- Novartis ramped up its investment in several new drugs as generic competition for its top cancer drug weighed on revenue in the second quarter, the Swiss company said Tuesday.
- Increased spending on marketing for Novartis' underperforming heart failure drug Entresto, coupled with a continued decline in sales of Gleevec, is expected to lead to flat or low single digit declines in 2016 core operating income, Novartis said.
- U.S. sales of Gleevec, which went generic in that market in February, tumbled by 48% in the second quarter, hurting the performance of Novartis' main pharmaceuticals unit. Novartis hopes sales growth from Entresto, as well as from its new psoriasis drug Cosentyx, will help offset lower revenue from Gleevec. Entresto has failed to live up to expectations so far.

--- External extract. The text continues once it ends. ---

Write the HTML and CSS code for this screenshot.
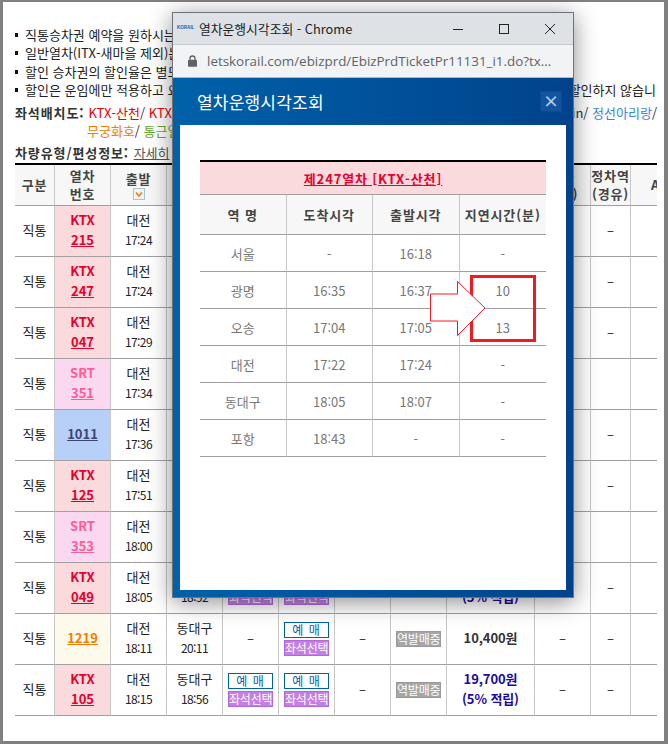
FILE: index.html
```html
<!DOCTYPE html>
<html lang="ko">
<head>
<meta charset="utf-8">
<title>열차운행시각조회</title>
<link rel="stylesheet" href="styles.css">
</head>
<body>
<main class="page">
  <ul class="notes">
    <li><span>직통승차권 예약을 원하시는 고객께서는 예매 버튼을 눌러 주십시오.</span></li>
    <li><span>일반열차(ITX-새마을 제외)는 좌석선택이 되지 않습니다.</span></li>
    <li><span>할인 승차권의 할인율은 별도로 안내하여 드립니다.</span></li>
    <li><span>할인은 운임에만 적용하고 요금은</span><span class="note-end">할인하지 않습니</span></li>
  </ul>
  <div class="seats">
    <div class="seats-line">
      <b class="label">좌석배치도:</b>
      <span><a class="red">KTX-산천</a>/ <a class="red">KTX</a></span>
      <span class="seats-end">in/ <a class="blue">정선아리랑</a>/</span>
    </div>
    <div class="seats-line second">
      <a class="orange">무궁화호</a><span>/&nbsp;</span><a class="green">통근열차</a>
    </div>
  </div>
  <div class="vehicle"><b class="label">차량유형/편성정보:</b> <a class="more">자세히</a></div>

  <table class="trains">
    <colgroup>
      <col class="c40"><col class="c56"><col class="c56"><col class="c56"><col class="c56"><col class="c56"><col class="c56"><col class="c56"><col class="c88"><col class="c56"><col class="c40"><col class="c26">
    </colgroup>
    <thead>
      <tr>
        <th>구분</th>
        <th>열차<br>번호</th>
        <th class="sort">출발<span class="sort-box"><svg width="12" height="12" viewBox="0 0 12 12"><rect x=".5" y=".5" width="11" height="11" fill="#f4f4f4" stroke="#a9c2d8"/><path d="M3 4.500 6 8l3-3.500" fill="none" stroke="#f08000" stroke-width="1.600"/></svg></span></th>
        <th>도착</th><th>특실</th><th>일반실</th><th>입석</th><th>예약</th><th>운임</th>
        <th>환승<br>여부)</th>
        <th>정차역<br>(경유)</th>
        <th class="clip">A</th>
      </tr>
    </thead>
    <tbody>
      <tr><td>직통</td><td class="ktx"><b>KTX</b><br><a>215</a></td><td>대전<br><i>17:24</i></td><td></td><td></td><td></td><td></td><td></td><td></td><td></td><td>–</td><td></td></tr>
      <tr><td>직통</td><td class="ktx"><b>KTX</b><br><a>247</a></td><td>대전<br><i>17:24</i></td><td></td><td></td><td></td><td></td><td></td><td></td><td></td><td>–</td><td></td></tr>
      <tr><td>직통</td><td class="ktx"><b>KTX</b><br><a>047</a></td><td>대전<br><i>17:29</i></td><td></td><td></td><td></td><td></td><td></td><td></td><td></td><td>–</td><td></td></tr>
      <tr><td>직통</td><td class="srt"><b>SRT</b><br><a>351</a></td><td>대전<br><i>17:34</i></td><td></td><td></td><td></td><td></td><td></td><td></td><td></td><td></td><td></td></tr>
      <tr><td>직통</td><td class="itx"><a>1011</a></td><td>대전<br><i>17:36</i></td><td></td><td></td><td></td><td></td><td></td><td></td><td></td><td>–</td><td></td></tr>
      <tr><td>직통</td><td class="ktx"><b>KTX</b><br><a>125</a></td><td>대전<br><i>17:51</i></td><td></td><td></td><td></td><td></td><td></td><td></td><td></td><td>–</td><td></td></tr>
      <tr><td>직통</td><td class="srt"><b>SRT</b><br><a>353</a></td><td>대전<br><i>18:00</i></td><td></td><td></td><td></td><td></td><td></td><td></td><td></td><td></td><td></td></tr>
      <tr><td>직통</td><td class="ktx"><b>KTX</b><br><a>049</a></td><td>대전<br><i>18:05</i></td><td>동대구<br><i>18:52</i></td>
        <td class="acts"><span class="btn buy">예 매</span><span class="btn pick">좌석선택</span></td><td class="acts"><span class="btn buy">예 매</span><span class="btn pick">좌석선택</span></td><td>–</td><td class="acts"><span class="btn sold">역발매중</span></td><td class="fare">19,700원<br>(5% 적립)</td><td>–</td><td>–</td><td></td></tr>
      <tr><td>직통</td><td class="mugung"><a>1219</a></td><td>대전<br><i>18:11</i></td><td>동대구<br><i>20:11</i></td>
        <td>–</td><td class="acts"><span class="btn buy">예 매</span><span class="btn pick">좌석선택</span></td><td>–</td><td class="acts"><span class="btn sold">역발매중</span></td><td class="fare plain">10,400원</td><td>–</td><td>–</td><td></td></tr>
      <tr><td>직통</td><td class="ktx"><b>KTX</b><br><a>105</a></td><td>대전<br><i>18:15</i></td><td>동대구<br><i>18:56</i></td>
        <td class="acts"><span class="btn buy">예 매</span><span class="btn pick">좌석선택</span></td><td class="acts"><span class="btn buy">예 매</span><span class="btn pick">좌석선택</span></td><td>–</td><td class="acts"><span class="btn sold">역발매중</span></td><td class="fare">19,700원<br>(5% 적립)</td><td>–</td><td>–</td><td></td></tr>
    </tbody>
  </table>
</main>

<section class="window">
  <header class="titlebar">
    <span class="logo">KORAIL</span>
    <span class="win-title">열차운행시각조회 - Chrome</span>
    <span class="controls">
      <svg width="10" height="10" viewBox="0 0 10 10"><path d="M0 5.500h10" stroke="#222" fill="none"/></svg>
      <svg width="10" height="10" viewBox="0 0 10 10"><rect x=".5" y=".5" width="9" height="9" stroke="#222" fill="none"/></svg>
      <svg width="10" height="10" viewBox="0 0 10 10"><path d="M0 0l10 10M10 0L0 10" stroke="#222" fill="none"/></svg>
    </span>
  </header>
  <div class="addressbar">
    <svg width="9" height="12" viewBox="0 0 9 12"><path d="M2 5V3.500a2.500 2.500 0 0 1 5 0V5" fill="none" stroke="#5f6368" stroke-width="1.300"/><rect x="0" y="4.800" width="9" height="7" rx="1" fill="#5f6368"/></svg>
    <span class="url">letskorail.com/ebizprd/EbizPrdTicketPr11131_i1.do?tx...</span>
  </div>
  <div class="modal">
    <div class="modal-head">
      <h1>열차운행시각조회</h1>
      <span class="close">×</span>
    </div>
    <div class="panel">
      <table class="stops">
        <thead>
          <tr><th colspan="4" class="stops-title"><a>제247열차 [KTX-산천]</a></th></tr>
          <tr class="stops-head"><th>역 명</th><th>도착시각</th><th>출발시각</th><th>지연시간(분)</th></tr>
        </thead>
        <tbody>
          <tr><td>서울</td><td>-</td><td>16:18</td><td>-</td></tr>
          <tr><td>광명</td><td>16:35</td><td>16:37</td><td>10</td></tr>
          <tr><td>오송</td><td>17:04</td><td>17:05</td><td>13</td></tr>
          <tr><td>대전</td><td>17:22</td><td>17:24</td><td>-</td></tr>
          <tr><td>동대구</td><td>18:05</td><td>18:07</td><td>-</td></tr>
          <tr><td>포항</td><td>18:43</td><td>-</td><td>-</td></tr>
        </tbody>
      </table>
    </div>
  </div>
</section>

<div class="redbox"></div>
<svg class="arrow" width="56" height="56" viewBox="0 0 56 56"><path d="M.5 13V40H27.500V54.500L55 27 27.500.5V13Z" fill="#fff" stroke="#ed1c24"/></svg>
</body>
</html>
```
FILE: styles.css
```css
* { box-sizing: border-box; }
html, body { margin: 0; height: 744px; overflow: hidden; }
body {
  background: #808080;
  padding: 2px 4px 3px 3px;
  font-family: "Noto Sans CJK KR", "Liberation Sans", sans-serif;
  font-size: 13px;
  color: #333;
}
a { text-decoration: none; }
.page { background: #fff; height: 100%; padding: 24px 7px 0 12px; overflow: hidden; }

.notes { list-style: none; margin: 0; padding: 0; }
.notes li { display: flex; justify-content: space-between; height: 18.3px; line-height: 18.3px; padding-left: 10px; position: relative; color: #222; white-space: nowrap; }
.notes li::before { content: ""; position: absolute; left: 0; top: 7px; width: 3px; height: 4px; background: #111; }
.note-end { margin-right: 1px; }

.seats { margin-top: 5px; }
.seats-line { display: flex; height: 18px; line-height: 18px; white-space: pre; }
.second { padding-left: 72px; }
.label { font-weight: 700; color: #333; letter-spacing: .9px; }
.seats-line .label { margin-right: 4px; }
.seats-end { margin-left: auto; }
.red { color: #e60000; }
.blue { color: #3a86d8; }
.orange { color: #f57c00; }
.green { color: #6aa82c; }

.vehicle { margin-top: 4px; height: 18px; line-height: 18px; }
.more { color: #555; text-decoration: underline; margin-left: 1px; }

.trains { width: 642px; table-layout: fixed; border-collapse: separate; border-spacing: 0; border-top: 2px solid #000; margin-top: 1px; }
.c40 { width: 40px; }
.c56 { width: 56px; }
.c88 { width: 88px; }
.c26 { width: 26px; }
.trains th, .trains td { border-right: 1px solid #c8c8c8; border-bottom: 1px solid #a0a0a0; text-align: center; padding: 0; overflow: hidden; white-space: nowrap; }
.trains th:last-child, .trains td:last-child { border-right: 0; }
.trains th { height: 41px; line-height: 18px; background: #f7f7f7; color: #444; font-weight: 700; letter-spacing: .8px; }
.trains td { height: 51px; line-height: 20px; color: #222; padding-bottom: 2px; }
.trains td.acts { padding-bottom: 0; }
.trains i { font-style: normal; font-size: 12px; letter-spacing: -.6px; }
.trains .sort { padding-bottom: 1px; }
.sort-box { display: block; height: 12px; line-height: 0; }
.clip { text-indent: 20px; text-align: left !important; }
.trains .ktx { background: #fadadd; color: #e6002d; }
.trains .srt { background: #fad8ef; color: #ff5c96; }
.trains .itx { background: #b7d0f7; color: #3a4670; }
.trains .mugung { background: #fdfaeb; color: #f57c00; }
.trains td a { font-weight: 700; color: inherit; text-decoration: underline; }
.btn { display: block; width: 45px; height: 16px; margin: 0 auto; line-height: 14px; font-size: 12px; border: 1px solid; letter-spacing: -.2px; }
.buy { background: #fff; border-color: #0060a8; color: #0060a8; letter-spacing: 1px; }
.pick { background: #c47fe4; border-color: #b268dc; color: #fff; margin-top: 2px; }
.sold { background: #a6a6a6; border-color: #999; color: #fff; }
.trains .fare { color: #1c0a9c; font-weight: 700; letter-spacing: -.1px; }
.trains .plain { color: #333; }

.window { position: absolute; left: 172px; top: 12px; width: 402px; height: 586px; border: 1px solid #6e7276; display: flex; flex-direction: column; background: #dee1e6; box-shadow: 0 4px 22px rgba(0, 0, 0, .45); }
.titlebar { height: 31px; flex: none; background: #dee1e6; display: flex; align-items: center; padding-left: 4px; color: #222; }
.logo { width: 17px; margin-right: 5px; font-size: 4.500px; font-weight: 700; color: #0b5fb0; line-height: 1; font-family: "Liberation Sans", sans-serif; }
.win-title { font-size: 12.800px; }
.controls { margin-left: auto; display: flex; align-items: center; gap: 36px; padding-right: 18px; }
.addressbar { height: 34px; flex: none; background: #f1f3f4; border-top: 1px solid #c5c8cc; border-bottom: 1px solid #b4b7ba; display: flex; align-items: center; gap: 10px; padding-left: 15px; }
.url { font-family: "Open Sans", sans-serif; font-size: 13.400px; color: #5f6368; white-space: nowrap; }

.modal { flex: 1; display: flex; flex-direction: column; padding: 0 7px 7px; background: linear-gradient(90deg, #0061a9, #00438c); }
.modal-head { height: 47px; flex: none; display: flex; align-items: center; justify-content: space-between; padding: 0 4px 1px 17px; }
.modal-head h1 { margin: 0; font-size: 17px; font-weight: 400; color: #fff; letter-spacing: .2px; }
.close { width: 22px; height: 21px; background: #13539f; border: 1px solid #0e4a92; color: #b9c9e0; text-align: center; line-height: 17px; font-size: 16px; font-weight: 700; }
.panel { flex: 1; background: #fff; padding: 35px 19px 0 20px; }

.stops { width: 346px; table-layout: fixed; border-collapse: separate; border-spacing: 0; border-top: 2px solid #000; }
.stops th, .stops td { text-align: center; padding: 0; border-bottom: 1px solid #a0a0a0; border-right: 1px solid #c8c8c8; }
.stops th:last-child, .stops td:last-child { border-right: 0; }
.stops td { height: 37px; color: #777; }
.stops-title { height: 33px; background: #fadadd; }
.stops-title a { color: #e6002d; text-decoration: underline; font-weight: 700; letter-spacing: .85px; }
.stops-head th { height: 40px; background: #f7f7f7; color: #444; font-weight: 700; letter-spacing: .9px; }

.redbox { position: absolute; left: 470px; top: 275px; width: 66px; height: 67px; border: 3px solid #ed1c24; }
.arrow { position: absolute; left: 430px; top: 281px; }
```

Chief executive Joe Jimenez said Novartis decided to accelerate its spending plans for marketing Entresto after earlier-than-expected treatment guidelines recommended use of Entresto in heart failure.
"We made decision to increase spending in second half of the year significantly versus our original budget," Jimenez said. Novartis is building out its primary care field force in the U.S. and investing more in raising disease awareness and medical education.
These efforts are on top of the previously announced expansion of its clinical development program for Entresto.
Yet despite the strong clinical data and new guidelines supporting use of Entresto, sales remained modest in the second quarter, totaling only $32 million. This is nearly double first quarter sales of $17 million though, and Novartis still expects to hit $200 million in cumulative annual revenue by year end.
Elsewhere, Novartis saw stronger performance from its psoriasis drug Cosentyx, another newcomer which Novartis hopes will help drive future revenue. Sales in the second quarter hit $260 million, up from $30 million in the same period a year prior.
Speaking to investors on a call Tuesday, Jimenez called Cosentyx's launch "one of the most successful drug launches in Novartis history," and said the company plans to test the drug head to head against AbbVie's market-leading Humira.
But supporting the launches of Cosentyx and Entresto hasn't come cheap. Increasing spending in marketing and selling both drugs is expected to weigh on core operating income, Novartis said.
Overall net sales for the company were nearly $12.5 billion in Q2, down 2% from a year earlier. Both net income and core profit fell as well.
Increased competition for Gleevec and Lucentis led to double-digit declines for both drugs. Worldwide revenue from Gleevec fell 25% to $891 million, while Lucentis sales were down by 12%.
Net sales from Novartis generics unit Sandoz increased slightly, driven mainly by increased sales volume.
But Novartis did disclose a setback for its biosimilars pipeline, indicating Sandoz had received a complete response letter from the Food and Drug Administration for its biosim version of Amgen's Neulasta. The company said it would work closely with the FDA to address its concerns.
Novartis has bet big on the growth of the U.S. biosimilar market and is in late-stage development for four other biosimilars. And an FDA advisory panel recently backed approval of Novartis' version of Amgen's Enbrel, setting up a potential approval later this year.